The rule that a defendant’s silence in the face of an accusation of guilt may be introduced as evidence of guilt has been recognized by the Illinois Supreme Court. People v. Bennett (1954), 3 Ill. 2d 357.

Defendant also claims the testimony allowed into evidence amounted to a denial of his sixth amendment right to confront witnesses.

In the trial of this case two witnesses appeared and testified for the prosecution. Defense counsel was given full opportunity to cross-examine both of them.

Defendant was not deprived of any right of confrontation on the issue of whether Jason actually made the statement related by Mrs. Collins, or on the issue of whether the defendant remained silent in the face of such accusation.

Of course the defendant had the right to subpoena witnesses, including Jason, whose testimony might show that the statement had not been made.

The reason for the right to confrontation is so a criminal defendant will be able to test the truth of his accuser’s assertions. Therefore, determination of whether a defendant’s sixth amendment right to confrontation has been violated logically depends upon whether defendant has been deprived of the right to test the truth of direct testimony.
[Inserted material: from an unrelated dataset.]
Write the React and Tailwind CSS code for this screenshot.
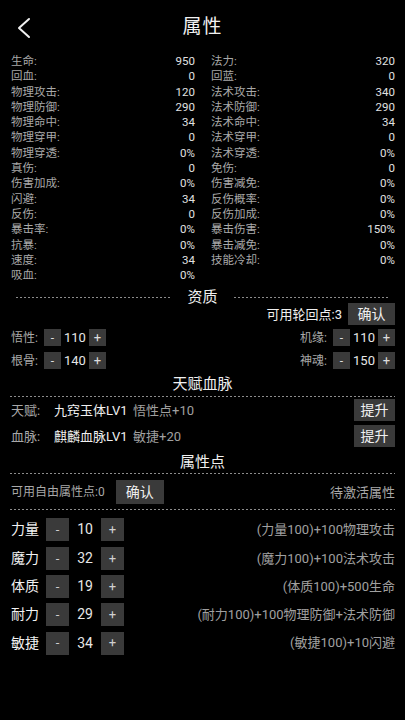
import React from "react";

const left = [
  ["生命", "950"], ["回血", "0"], ["物理攻击", "120"], ["物理防御", "290"], ["物理命中", "34"],
  ["物理穿甲", "0"], ["物理穿透", "0%"], ["真伤", "0"], ["伤害加成", "0%"], ["闪避", "34"],
  ["反伤", "0"], ["暴击率", "0%"], ["抗暴", "0%"], ["速度", "34"], ["吸血", "0%"],
];
const right = [
  ["法力", "320"], ["回蓝", "0"], ["法术攻击", "340"], ["法术防御", "290"], ["法术命中", "34"],
  ["法术穿甲", "0"], ["法术穿透", "0%"], ["免伤", "0"], ["伤害减免", "0%"], ["反伤概率", "0%"],
  ["反伤加成", "0%"], ["暴击伤害", "150%"], ["暴击减免", "0%"], ["技能冷却", "0%"],
];

const attrs = [
  ["力量", "10", "(力量100)+100物理攻击"],
  ["魔力", "32", "(魔力100)+100法术攻击"],
  ["体质", "19", "(体质100)+500生命"],
  ["耐力", "29", "(耐力100)+100物理防御+法术防御"],
  ["敏捷", "34", "(敏捷100)+10闪避"],
];

function StatCol({ items }) {
  return (
    <div className="flex flex-col">
      {items.map(([k, v]) => (
        <div key={k} className="flex justify-between h-[15.3px] leading-[15.3px] text-[11.5px]">
          <span className="text-[#a8a8a8]">{k}:</span>
          <span className="text-[#e0e0e0]">{v}</span>
        </div>
      ))}
    </div>
  );
}

function Dash({ className = "" }) {
  return (
    <div
      className={
        "h-px bg-[repeating-linear-gradient(90deg,#8c8c8c_0_2px,transparent_2px_4px)] " + className
      }
    />
  );
}

function SmallStepper({ label, value }) {
  return (
    <div className="flex items-center h-[17px] text-[12px]">
      <span className="text-[#a8a8a8] mr-[6px]">{label}:</span>
      <div className="w-[17px] h-[17px] bg-[#3a3a3a] flex items-center justify-center text-[#dcdcdc] text-[12px]">-</div>
      <span className="w-[28px] text-center text-[#e6e6e6] text-[13px]">{value}</span>
      <div className="w-[17px] h-[17px] bg-[#3a3a3a] flex items-center justify-center text-[#dcdcdc] text-[13px]">+</div>
    </div>
  );
}

export default function App() {
  return (
    <div
      className="w-[405px] h-[720px] bg-black text-white overflow-hidden"
      style={{ fontFamily: 'Roboto, "Noto Sans CJK SC", sans-serif' }}
    >
      {/* header */}
      <div className="relative h-[54px] flex items-center justify-center">
        <svg className="absolute left-[16px] top-[17px]" width="16" height="22" viewBox="0 0 16 22">
          <path d="M13 2 L3 11 L13 20" fill="none" stroke="#f0f0f0" strokeWidth="2" strokeLinecap="round" strokeLinejoin="round" />
        </svg>
        <span className="text-[19px] text-[#f2f2f2] tracking-[1px]">属性</span>
      </div>

      {/* stats */}
      <div className="grid grid-cols-2 gap-x-[16px] pl-[11px] pr-[10px]">
        <StatCol items={left} />
        <StatCol items={right} />
      </div>

      {/* 资质 divider */}
      <div className="flex items-center h-[16px] mt-[6px] px-[16px]">
        <Dash className="flex-1" />
        <span className="mx-[16px] text-[15px] text-[#f0f0f0] leading-[16px]">资质</span>
        <Dash className="flex-1" />
      </div>

      <div className="flex justify-end items-center pr-[10px] mt-[-2px]">
        <span className="text-[13px] text-[#f0f0f0] mr-[6px]">可用轮回点:3</span>
        <div className="w-[47px] h-[22px] bg-[#3a3a3a] flex items-center justify-center text-[14px] text-[#f0f0f0]">确认</div>
      </div>

      <div className="flex justify-between pl-[11px] pr-[10px] mt-[4px]">
        <SmallStepper label="悟性" value="110" />
        <SmallStepper label="机缘" value="110" />
      </div>
      <div className="flex justify-between pl-[11px] pr-[10px] mt-[6px]">
        <SmallStepper label="根骨" value="140" />
        <SmallStepper label="神魂" value="150" />
      </div>

      {/* 天赋血脉 */}
      <div className="mt-[5px] h-[20px] flex items-center justify-center text-[15px] text-[#f0f0f0]">天赋血脉</div>
      <Dash className="mx-[10px] mt-[2px]" />
      <div className="flex items-center pl-[11px] pr-[10px] h-[22px] mt-[2px] text-[13px]">
        <span className="text-[#a8a8a8] w-[43px]">天赋:</span>
        <span className="text-[#f0f0f0] w-[79px]">九窍玉体LV1</span>
        <span className="text-[#a0a0a0] flex-1">悟性点+10</span>
        <div className="w-[41px] h-[22px] bg-[#3a3a3a] flex items-center justify-center text-[14px] text-[#f0f0f0]">提升</div>
      </div>
      <div className="flex items-center pl-[11px] pr-[10px] h-[22px] mt-[4px] text-[13px]">
        <span className="text-[#a8a8a8] w-[43px]">血脉:</span>
        <span className="text-[#f0f0f0] w-[79px]">麒麟血脉LV1</span>
        <span className="text-[#a0a0a0] flex-1">敏捷+20</span>
        <div className="w-[41px] h-[22px] bg-[#3a3a3a] flex items-center justify-center text-[14px] text-[#f0f0f0]">提升</div>
      </div>

      {/* 属性点 */}
      <div className="mt-[5px] h-[20px] flex items-center justify-center text-[15px] text-[#f0f0f0]">属性点</div>
      <Dash className="mx-[10px] mt-[1px]" />
      <div className="flex items-center pl-[11px] pr-[10px] h-[24px] mt-[6px]">
        <span className="text-[12px] text-[#a8a8a8]">可用自由属性点:0</span>
        <div className="ml-[11px] w-[48px] h-[24px] bg-[#3a3a3a] flex items-center justify-center text-[14px] text-[#f0f0f0]">确认</div>
        <span className="ml-auto text-[13px] text-[#a8a8a8]">待激活属性</span>
      </div>
      <Dash className="mx-[10px] mt-[5px]" />

      <div className="flex flex-col gap-[5.3px] mt-[8px] pl-[11px] pr-[10px]">
        {attrs.map(([k, v, d]) => (
          <div key={k} className="flex items-center h-[23px]">
            <span className="text-[14px] text-[#f2f2f2] w-[35px]">{k}</span>
            <div className="w-[23px] h-[23px] bg-[#3a3a3a] flex items-center justify-center text-[#cfcfcf] text-[13px]">-</div>
            <span className="w-[32px] text-center text-[14px] text-[#e6e6e6]">{v}</span>
            <div className="w-[23px] h-[23px] bg-[#3a3a3a] flex items-center justify-center text-[#cfcfcf] text-[13px]">+</div>
            <span className="ml-auto text-[13px] text-[#a0a0a0]">{d}</span>
          </div>
        ))}
      </div>
    </div>
  );
}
It is of primary importance that Mrs. Collins’ testimony was allowed into evidence to show the statement by Jason was made, and not for the purpose of proving the truth of the matter asserted, the result being that no confrontation right attached.

We conclude the application of the tacit admission exception in the circumstances of this case is consistent with the confrontation clause, and did not violate the Constitution.

For the foregoing reasons, the judgment of the Circuit Court of Cook County is affirmed.

Affirmed.

JOHNSON, P. J., and ADESKO, J., concur.